A chain-smoking, whiskey drinking older Lee Miller is being interviewed by an unnamed young journalist (Josh O’Connor). The reporter looks at the photographs of her as a New York fashion model living in Paris and partying with Pablo Picasso and surrealist art photographer Man Ray.

It is here that Miller meets artist Roland Penrose (Alexander Skarsgard), moves to London and becomes Vogue Magazine’s World War II correspondent and photographer.

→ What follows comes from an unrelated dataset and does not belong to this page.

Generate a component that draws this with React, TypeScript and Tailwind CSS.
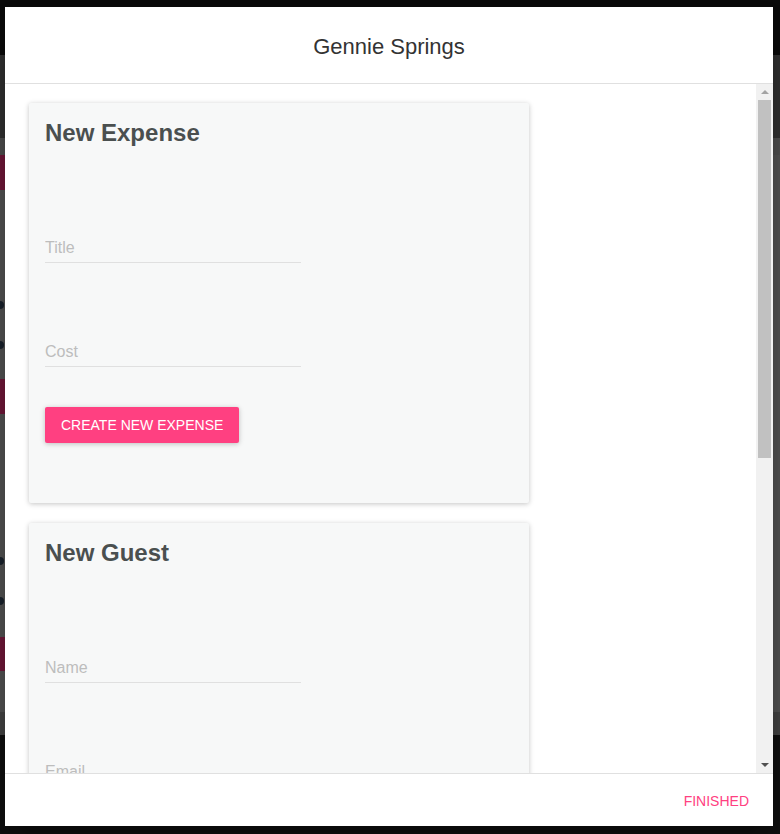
import React from 'react';

const font = "font-['Liberation_Sans',Arial,Helvetica,sans-serif]";

function Field({ placeholder, gap }: { placeholder: string; gap: string }) {
  return (
    <div className={`${gap} w-[256px] border-b border-[#e0e0e0] pb-[2px]`}>
      <input
        placeholder={placeholder}
        className="block h-6 w-full bg-transparent text-[16px] leading-6 text-[#333] outline-none placeholder:text-[#bdbdbd]"
      />
    </div>
  );
}

function Card({ title, fields, action }: { title: string; fields: string[]; action: string }) {
  return (
    <div className="w-[500px] h-[400px] shrink-0 bg-[#f7f8f8] px-4 pt-4 rounded-[2px] shadow-[0_1px_6px_rgba(0,0,0,0.12),0_1px_4px_rgba(0,0,0,0.12)]">
      <h2 className="text-[24px] leading-[28px] font-bold text-[#4a4f4f]">{title}</h2>
      <Field placeholder={fields[0]} gap="mt-[89px]" />
      <Field placeholder={fields[1]} gap="mt-[77px]" />
      <button className="mt-10 h-9 px-4 rounded-[2px] bg-[#ff4081] text-[14px] text-white uppercase shadow-[0_1px_6px_rgba(0,0,0,0.12),0_1px_4px_rgba(0,0,0,0.12)]">
        {action}
      </button>
    </div>
  );
}

function Scrollbar() {
  return (
    <div className="w-[17px] shrink-0 bg-[#f1f1f1] flex flex-col">
      <div className="h-4 flex items-center justify-center">
        <div className="w-0 h-0 border-x-[4px] border-x-transparent border-b-[4px] border-b-[#a3a3a3]" />
      </div>
      <div className="flex-1">
        <div className="mx-[2px] h-[358px] bg-[#c1c1c1]" />
      </div>
      <div className="h-[17px] flex items-center justify-center">
        <div className="w-0 h-0 border-x-[4px] border-x-transparent border-t-[4px] border-t-[#505050]" />
      </div>
    </div>
  );
}

export default function App() {
  return (
    <div className={`relative w-[780px] h-[834px] overflow-hidden bg-[#0b0b0b] ${font}`}>
      {/* dimmed page behind the dialog */}
      <div className="flex flex-col h-full">
        <div className="h-[55px] bg-[#0b0b0b]" />
        <div className="h-[83px] bg-[#353535]" />
        <div className="flex-1 bg-[#5a5a5a] flex flex-col">
          <div className="h-[17px] bg-[#555]" />
          <div className="h-[35px] w-[40px] bg-[#7a1a3e]" />
          <div className="mt-[111px] w-2 h-2 -ml-1 rounded-full bg-[#1c2530]" />
          <div className="mt-8 w-2 h-2 -ml-1 rounded-full bg-[#1c2530]" />
          <div className="mt-[30px] h-[35px] w-[40px] bg-[#7a1a3e]" />
          <div className="mt-[143px] w-2 h-2 -ml-1 rounded-full bg-[#1c2530]" />
          <div className="mt-8 w-2 h-2 -ml-1 rounded-full bg-[#1c2530]" />
          <div className="mt-[32px] h-[34px] w-[40px] bg-[#7a1a3e]" />
        </div>
        <div className="h-[23px] bg-[#4a4a4a]" />
        <div className="h-[99px] bg-[#111]" />
      </div>

      {/* dialog */}
      <div className="absolute left-[5px] top-[7px] w-[768px] h-[819px] bg-white flex flex-col shadow-[0_19px_60px_rgba(0,0,0,0.3),0_15px_20px_rgba(0,0,0,0.22)]">
        <div className="h-[77px] shrink-0 border-b border-[#e0e0e0] pt-6 text-center text-[22px] leading-8 text-[#333]">
          Gennie Springs
        </div>
        <div className="flex h-[689px] shrink-0">
          <div className="flex-1 overflow-hidden pl-6 pt-[19px] flex flex-col gap-5">
            <Card title="New Expense" fields={['Title', 'Cost']} action="Create new expense" />
            <Card title="New Guest" fields={['Name', 'Email']} action="Add new guest" />
          </div>
          <Scrollbar />
        </div>
        <div className="flex-1 border-t border-[#e0e0e0] px-2 pt-[9px] flex justify-end items-start">
          <button className="h-9 px-4 text-[14px] uppercase text-[#ff4081]">Finished</button>
        </div>
      </div>
    </div>
  );
}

While capturing the devastation of a bombed London, Miller meets Life Magazine photographer David Sherman (Andy Samberg) who would stay with her for the duration of the war.

Battling patriarchy to capture heart-breaking images from the front line in France and later on the streets of liberated France, Miller, whose actual photographs are used in the film, shows the importance of journalism to bear witness to atrocities, and record and expose terrible truths.

As someone in the film says, “The only sane response to tyranny is to create.” Armed with a camera and not a gun, Miller was one of the first people to let the world know about the horrific truth of Nazi concentration camps.

After the war, all Miller wanted to do was forget the horrors she had captured, and it was not until 36 years after her death that her son, Anthony Penrose, uncovered 80,000 negatives of his mother’s work in an attic. Now the world can remember the images and the name.